Shortly after the release of Serenity, in an attempt to open up the market, Universal made the first 9 minutes of the movie available online, for free. This unprecedented move was yet another example of how Universal is taking chances and breaking new ground in marketing.

Did it work?
It’s difficult to rate success. Critically, Serenity has been well received, with many comparing it favorably to the original Star Wars movies. Many see it as a fresh look at Science Fiction.

Financially, the movie has not made the money that many Browncoats were expecting. There are many factors for this, all of which are being deeply analyzed on discussion forums. Never has a fan base been so well informed, so well educated about box-office economics. Daily ticket sales have been reported, and carefully considered. The fans have discussed how to market the movie at every stage, producing home-made promotional materials, and paying for multiple tickets at each showing, often giving spare tickets away to people waiting in line for another movie. Eventually, with DVD sales, the movie will make a profit, but it remains to be seen if a sequel will follow.
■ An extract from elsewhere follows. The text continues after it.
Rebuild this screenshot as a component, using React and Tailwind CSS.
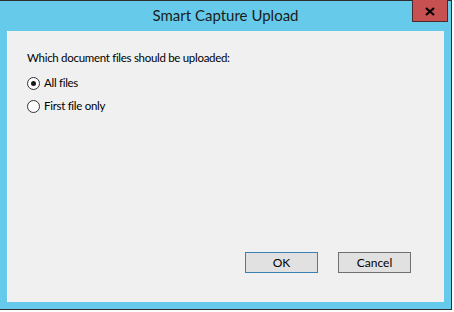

Fans have been happy to be part of the marketing force for Universal, saving them unknown dollars as they circulate DVDs, developed endless unofficial websites and generally hyped the movie and the show in ways that, frankly, marketing dollars couldn’t buy.

Regardless of its financial success, the movie Serenity has been a critical hit, and salved the aching wounds left by Firefly’s departure for many fans. Of course, Browncoats are seldom happy with what they’ve got, always wanting more.

But the one thing that must come from this experience is the knowledge that fans can often get what they truly want. The power of the individual is one thing – but en mass, the Browncoats made their mark, and were both heard and utilized by a major film studio. Getting a cancelled TV show made into a movie is no small achievement, after all.